Van Cortlandt Park is an amazing 1,146 acres that stretches out across the northern edge of the Bronx. I head for this area every chance I get. Sometimes I walk along one of the trails or I sit on a bench at the lakeside and watch the ducks and geese glide across the water’s surface.
Every year the birds in the area produce a burst of clutches and it’s always a delight to see fuzzy ducklings and perky baby mallards trailing behind their parents. I’ve also become accustomed to seeing a pair of Mute Swans joining this waterfowl grouping. The swans do their bit for the area, too, and every summer I’ve seen a family of swans traveling across the lake and marshland.
But this winter though the area was filled with more geese than I could possibly ever count, there was only one Mute Swan. I went back to the park several times this winter, and each time I saw only one swan.
It’s spring now and on my last trip to the park I saw Willows, the first trees to begin the bold greening this early in the season and I saw several Skunk Cabbage plants stretching out of the mud and unfurling their large juicy leaves reaching up into the bright warm sunshine. Tidy mallard pairs moved in unison across the lake. And still, I saw only one swan.
According to the magazine “Wildlife Conservation” Mute Swans ‘have a triangular naked black area in front of the eyes and a black knob above the deep orange bill. The fleshy knob is more prominent on the males’. So, looking at the photo that I took of this bird, I believe that the lone swan is a male.

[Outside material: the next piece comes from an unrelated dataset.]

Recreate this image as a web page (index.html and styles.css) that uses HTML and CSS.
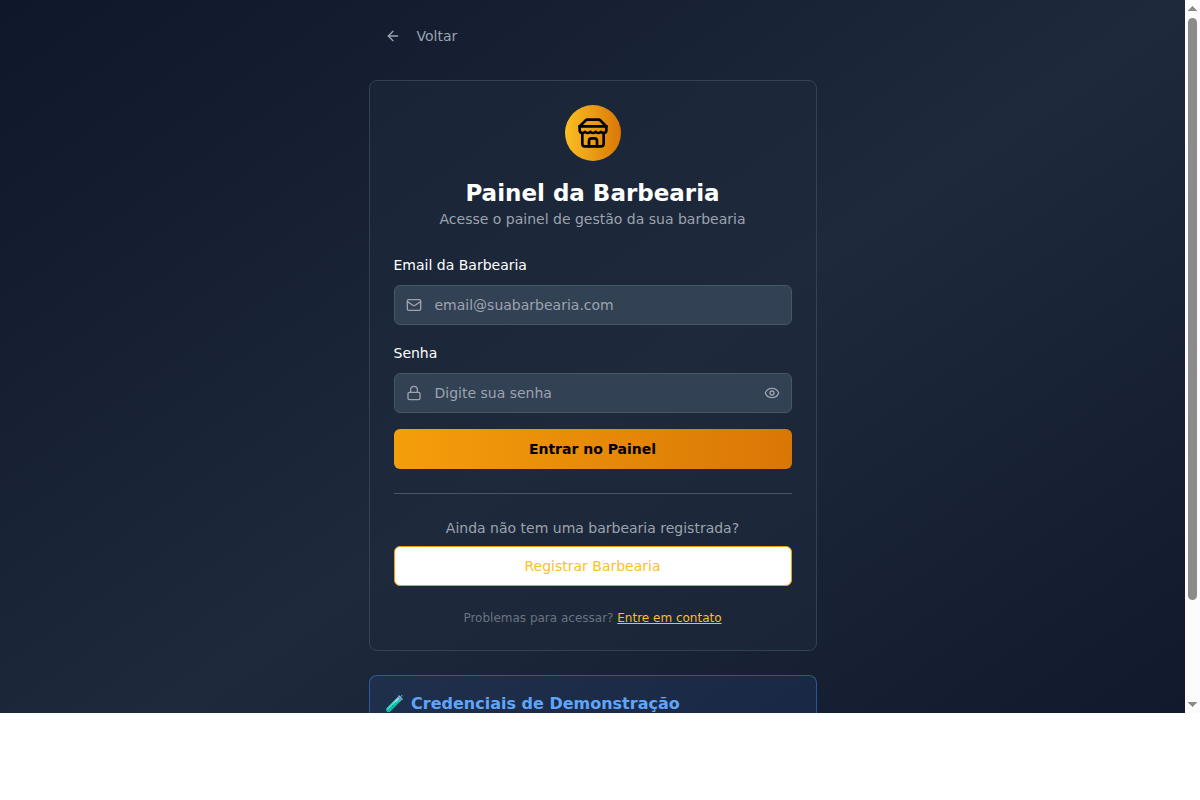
FILE: index.html
```html
<!DOCTYPE html>
<html lang="pt-BR">
<head>
<meta charset="utf-8">
<meta name="viewport" content="width=device-width, initial-scale=1">
<title>Painel da Barbearia</title>
<link rel="stylesheet" href="styles.css">
</head>
<body>
<div class="viewport">
  <div class="scroller">
    <main class="page">
      <div class="column">
        <button class="back" type="button">
          <svg class="icon" viewBox="0 0 24 24"><path d="m12 19-7-7 7-7"/><path d="M19 12H5"/></svg>
          Voltar
        </button>

        <section class="card">
          <header class="card-header">
            <div class="logo">
              <svg class="icon logo-icon" viewBox="0 0 24 24"><path d="m2 7 4.41-4.41A2 2 0 0 1 7.83 2h8.34a2 2 0 0 1 1.42.59L22 7"/><path d="M4 12v8a2 2 0 0 0 2 2h12a2 2 0 0 0 2-2v-8"/><path d="M15 22v-4a2 2 0 0 0-2-2h-2a2 2 0 0 0-2 2v4"/><path d="M2 7h20"/><path d="M22 7v3a2 2 0 0 1-2 2a2.7 2.7 0 0 1-1.59-.63.7.7 0 0 0-.82 0A2.7 2.7 0 0 1 16 12a2.7 2.7 0 0 1-1.59-.63.7.7 0 0 0-.82 0A2.7 2.7 0 0 1 12 12a2.7 2.7 0 0 1-1.59-.63.7.7 0 0 0-.82 0A2.7 2.7 0 0 1 8 12a2.7 2.7 0 0 1-1.59-.63.7.7 0 0 0-.82 0A2.7 2.7 0 0 1 4 12a2 2 0 0 1-2-2V7"/></svg>
            </div>
            <h1 class="title">Painel da Barbearia</h1>
            <p class="muted">Acesse o painel de gestão da sua barbearia</p>
          </header>

          <form class="form">
            <div class="field">
              <label class="label" for="email">Email da Barbearia</label>
              <div class="control">
                <svg class="icon" viewBox="0 0 24 24"><rect width="20" height="16" x="2" y="4" rx="2"/><path d="m22 7-8.97 5.7a1.94 1.94 0 0 1-2.06 0L2 7"/></svg>
                <input class="input" id="email" type="email" placeholder="email@suabarbearia.com">
              </div>
            </div>
            <div class="field">
              <label class="label" for="password">Senha</label>
              <div class="control">
                <svg class="icon" viewBox="0 0 24 24"><rect width="18" height="11" x="3" y="11" rx="2" ry="2"/><path d="M7 11V7a5 5 0 0 1 10 0v4"/></svg>
                <input class="input" id="password" type="password" placeholder="Digite sua senha">
                <button class="reveal" type="button" aria-label="Mostrar senha">
                  <svg class="icon" viewBox="0 0 24 24"><path d="M2.062 12.348a1 1 0 0 1 0-.696 10.75 10.75 0 0 1 19.876 0 1 1 0 0 1 0 .696 10.75 10.75 0 0 1-19.876 0"/><circle cx="12" cy="12" r="3"/></svg>
                </button>
              </div>
            </div>
            <button class="button primary" type="submit">Entrar no Painel</button>
          </form>

          <div class="register">
            <p class="muted">Ainda não tem uma barbearia registrada?</p>
            <button class="button outline" type="button">Registrar Barbearia</button>
          </div>
          <p class="help">Problemas para acessar? <a class="link" href="#contato">Entre em contato</a></p>
        </section>

        <section class="demo">
          <h2 class="demo-title">🧪 Credenciais de Demonstração</h2>
        </section>
      </div>
    </main>
  </div>
  <div class="scrollbar" aria-hidden="true">
    <svg class="arrow" viewBox="0 0 9 5"><path d="M4 0h1v1h1v1h1v1h1v1h1v1H0V4h1V3h1V2h1V1h1z"/></svg>
    <div class="track"><div class="thumb"></div></div>
    <svg class="arrow" viewBox="0 0 9 5"><path d="M0 0h9v1H8v1H7v1H6v1H5v1H4V4H3V3H2V2H1V1H0z"/></svg>
  </div>
</div>
</body>
</html>
```

FILE: styles.css
```css
*,
*::before,
*::after {
  box-sizing: border-box;
}

body {
  margin: 0;
  background: #fff;
  color: #fff;
  font-family: "DejaVu Sans", "Noto Color Emoji", sans-serif;
  font-size: 14px;
  line-height: 20px;
}

h1,
h2,
p {
  margin: 0;
}

button,
input {
  font: inherit;
}

button {
  cursor: pointer;
}

.viewport {
  display: flex;
  height: calc(100vh - 87px);
}

.scroller {
  flex: 1;
  min-width: 0;
  overflow-y: auto;
  scrollbar-width: none;
}

.scrollbar {
  display: flex;
  flex-direction: column;
  align-items: center;
  gap: 7px;
  width: 15px;
  padding: 6px 0;
  background: #fcfcfc;
}

.arrow {
  flex: none;
  width: 9px;
  height: 5px;
  fill: #8b8b8b;
}

.track {
  flex: 1;
  width: 9px;
}

.thumb {
  height: 86%;
  border-radius: 5px;
  background: #8b8b8b;
}

.page {
  display: flex;
  justify-content: center;
  min-height: 100%;
  padding: 16px;
  background: linear-gradient(to bottom right, #0f172a, #1e293b, #0f172a);
}

.column {
  display: flex;
  flex-direction: column;
  gap: 24px;
  width: 100%;
  max-width: 448px;
}

.icon {
  flex: none;
  width: 16px;
  height: 16px;
  fill: none;
  stroke: currentColor;
  stroke-width: 2;
  stroke-linecap: round;
  stroke-linejoin: round;
}

.back {
  display: flex;
  align-items: center;
  align-self: flex-start;
  gap: 16px;
  height: 40px;
  padding: 0 16px;
  border: 0;
  background: none;
  color: #9ca3af;
}

.card {
  padding: 24px;
  border: 1px solid #334155;
  border-radius: 8px;
  background: rgb(30 41 59 / 50%);
  text-align: center;
}

.card-header {
  display: flex;
  flex-direction: column;
  align-items: center;
  padding-bottom: 24px;
}

.logo {
  display: grid;
  place-items: center;
  width: 56px;
  height: 56px;
  margin-bottom: 16px;
  border-radius: 50%;
  background: linear-gradient(to right, #fbbf24, #d97706);
  color: #000;
}

.logo-icon {
  width: 32px;
  height: 32px;
}

.title {
  font-size: 23px;
  font-weight: 700;
  line-height: 32px;
}

.muted {
  color: #9ca3af;
}

.form {
  display: flex;
  flex-direction: column;
  gap: 16px;
}

.field {
  display: flex;
  flex-direction: column;
  gap: 8px;
  text-align: left;
}

.label {
  line-height: 24px;
}

.control {
  display: flex;
  align-items: center;
  gap: 13px;
  height: 40px;
  padding: 0 11px;
  border: 1px solid #475569;
  border-radius: 6px;
  background: #334155;
  color: #9ca3af;
}

.control:focus-within {
  border-color: #f59e0b;
}

.input {
  flex: 1;
  min-width: 0;
  padding: 0;
  border: 0;
  outline: 0;
  background: none;
  color: #fff;
}

.input::placeholder {
  color: #9ca3af;
}

.reveal {
  display: flex;
  padding: 0;
  border: 0;
  background: none;
  color: inherit;
}

.button {
  width: 100%;
  height: 40px;
  padding: 0 16px;
  border: 0;
  border-radius: 6px;
}

.primary {
  background: linear-gradient(to right, #f59e0b, #d97706);
  color: #000;
  font-weight: 700;
}

.outline {
  border: 1px solid #f59e0b;
  background: #fff;
  color: #fbbf24;
}

.register {
  display: flex;
  flex-direction: column;
  gap: 8px;
  margin-top: 24px;
  padding-top: 24px;
  border-top: 1px solid #475569;
}

.help {
  margin-top: 24px;
  color: #6b7280;
  font-size: 12px;
  line-height: 16px;
}

.link {
  color: #fbbf24;
  text-decoration: underline;
}

.demo {
  min-height: 137px;
  padding: 16px;
  border: 1px solid rgb(59 130 246 / 50%);
  border-radius: 8px;
  background: rgb(59 130 246 / 10%);
}

.demo-title {
  color: #60a5fa;
  font-size: 16px;
  font-weight: 700;
  line-height: 24px;
}
```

The sad thing about this is that a pair of these regal birds has been nesting in Van Cortlandt Park since 1983 producing a clutch of at least three cygnets each year. I doubt very much if it has been the same two swans all these years that has been populating the parklands, but the last mating pair may have been distant relatives of the original pair. Science, through modern genetic techniques, is discovering that ‘divorces’ are somewhat common among swans, particularly after a nesting failure, however, these birds tend to be monogamous.
I don’t know what happened to the other swan, whether it was a divorce or a death that parted this couple, but it will be interesting to see what happens next and if the park rangers will introduce another swan? As I watched this lone swan glide across the lake there was great dignity in his pose and I see no sign of regret or sadness and I cannot help but wonder if those are feelings only we humans experience. The Mute Swan still up-ends himself the way he has always done to get at the tubers, stems and other aquatic and submerged plants. He still sits in the middle of the marshland grooming himself in the warm spring sunshine. It is I who will miss seeing the Mute Swan family. I will miss the cygnets and watching the protective parents and I wish that I had taken a photograph of one of the swan families several years ago when I had a chance.
I wonder if this Mute Swan is lonely and then I remember that a very sad an lonely woman once told me she had survived a personal tragedy because the days just kept coming, one after the other, no matter what happened.